### [Exercise task]
Images should be left out, and everything else in the listing reproduced exactly.
[Start Data section]
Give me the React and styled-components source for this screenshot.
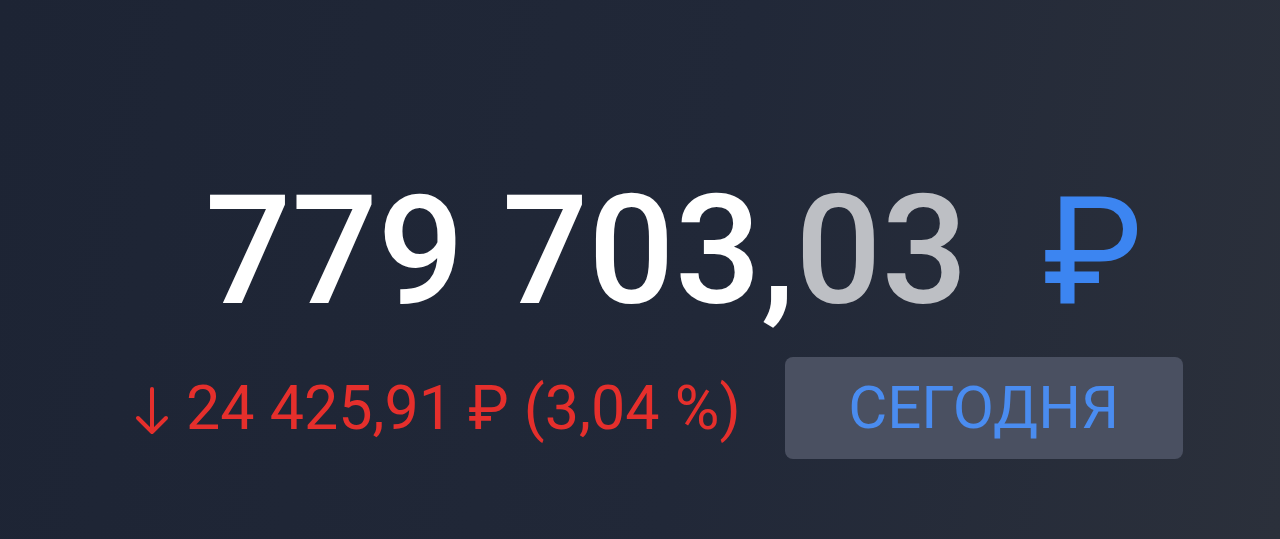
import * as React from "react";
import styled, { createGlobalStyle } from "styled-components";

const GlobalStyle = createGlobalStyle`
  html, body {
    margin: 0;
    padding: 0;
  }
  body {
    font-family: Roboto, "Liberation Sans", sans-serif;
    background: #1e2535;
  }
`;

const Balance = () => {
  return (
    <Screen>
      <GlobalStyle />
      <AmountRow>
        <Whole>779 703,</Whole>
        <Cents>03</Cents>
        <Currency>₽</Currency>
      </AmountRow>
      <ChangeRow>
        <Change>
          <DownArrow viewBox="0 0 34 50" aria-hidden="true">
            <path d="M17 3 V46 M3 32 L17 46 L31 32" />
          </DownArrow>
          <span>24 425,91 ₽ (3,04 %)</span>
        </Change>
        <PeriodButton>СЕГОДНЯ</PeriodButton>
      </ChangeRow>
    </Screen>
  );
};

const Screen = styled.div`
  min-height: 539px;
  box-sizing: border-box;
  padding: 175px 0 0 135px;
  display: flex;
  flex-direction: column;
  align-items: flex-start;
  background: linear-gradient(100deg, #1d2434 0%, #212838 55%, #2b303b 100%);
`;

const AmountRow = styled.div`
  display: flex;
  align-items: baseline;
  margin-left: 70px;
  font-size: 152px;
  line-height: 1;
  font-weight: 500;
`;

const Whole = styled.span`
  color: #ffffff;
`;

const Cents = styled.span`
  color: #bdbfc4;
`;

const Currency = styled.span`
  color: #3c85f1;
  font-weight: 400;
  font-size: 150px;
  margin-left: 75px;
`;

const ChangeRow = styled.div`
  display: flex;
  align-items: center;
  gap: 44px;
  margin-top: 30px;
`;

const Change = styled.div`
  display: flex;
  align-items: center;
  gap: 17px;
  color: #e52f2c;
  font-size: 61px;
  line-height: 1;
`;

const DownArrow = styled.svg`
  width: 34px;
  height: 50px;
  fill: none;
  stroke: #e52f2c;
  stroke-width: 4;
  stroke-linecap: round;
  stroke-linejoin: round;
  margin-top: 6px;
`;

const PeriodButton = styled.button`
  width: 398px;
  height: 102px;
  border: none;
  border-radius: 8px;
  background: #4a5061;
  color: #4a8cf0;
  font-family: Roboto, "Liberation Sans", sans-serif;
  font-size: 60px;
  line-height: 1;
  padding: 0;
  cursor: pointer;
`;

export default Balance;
[End Data section]
### [Reply]
Give me the React and styled-components source for this screenshot.
import * as React from "react";
import styled, { createGlobalStyle } from "styled-components";

const GlobalStyle = createGlobalStyle`
  html, body {
    margin: 0;
    padding: 0;
  }
  body {
    font-family: Roboto, "Liberation Sans", sans-serif;
    background: #1e2535;
  }
`;

const Balance = () => {
  return (
    <Screen>
      <GlobalStyle />
      <AmountRow>
        <Whole>779 703,</Whole>
        <Cents>03</Cents>
        <Currency>₽</Currency>
      </AmountRow>
      <ChangeRow>
        <Change>
          <DownArrow viewBox="0 0 34 50" aria-hidden="true">
            <path d="M17 3 V46 M3 32 L17 46 L31 32" />
          </DownArrow>
          <span>24 425,91 ₽ (3,04 %)</span>
        </Change>
        <PeriodButton>СЕГОДНЯ</PeriodButton>
      </ChangeRow>
    </Screen>
  );
};

const Screen = styled.div`
  min-height: 539px;
  box-sizing: border-box;
  padding: 175px 0 0 135px;
  display: flex;
  flex-direction: column;
  align-items: flex-start;
  background: linear-gradient(100deg, #1d2434 0%, #212838 55%, #2b303b 100%);
`;

const AmountRow = styled.div`
  display: flex;
  align-items: baseline;
  margin-left: 70px;
  font-size: 152px;
  line-height: 1;
  font-weight: 500;
`;

const Whole = styled.span`
  color: #ffffff;
`;

const Cents = styled.span`
  color: #bdbfc4;
`;

const Currency = styled.span`
  color: #3c85f1;
  font-weight: 400;
  font-size: 150px;
  margin-left: 75px;
`;

const ChangeRow = styled.div`
  display: flex;
  align-items: center;
  gap: 44px;
  margin-top: 30px;
`;

const Change = styled.div`
  display: flex;
  align-items: center;
  gap: 17px;
  color: #e52f2c;
  font-size: 61px;
  line-height: 1;
`;

const DownArrow = styled.svg`
  width: 34px;
  height: 50px;
  fill: none;
  stroke: #e52f2c;
  stroke-width: 4;
  stroke-linecap: round;
  stroke-linejoin: round;
  margin-top: 6px;
`;

const PeriodButton = styled.button`
  width: 398px;
  height: 102px;
  border: none;
  border-radius: 8px;
  background: #4a5061;
  color: #4a8cf0;
  font-family: Roboto, "Liberation Sans", sans-serif;
  font-size: 60px;
  line-height: 1;
  padding: 0;
  cursor: pointer;
`;

export default Balance;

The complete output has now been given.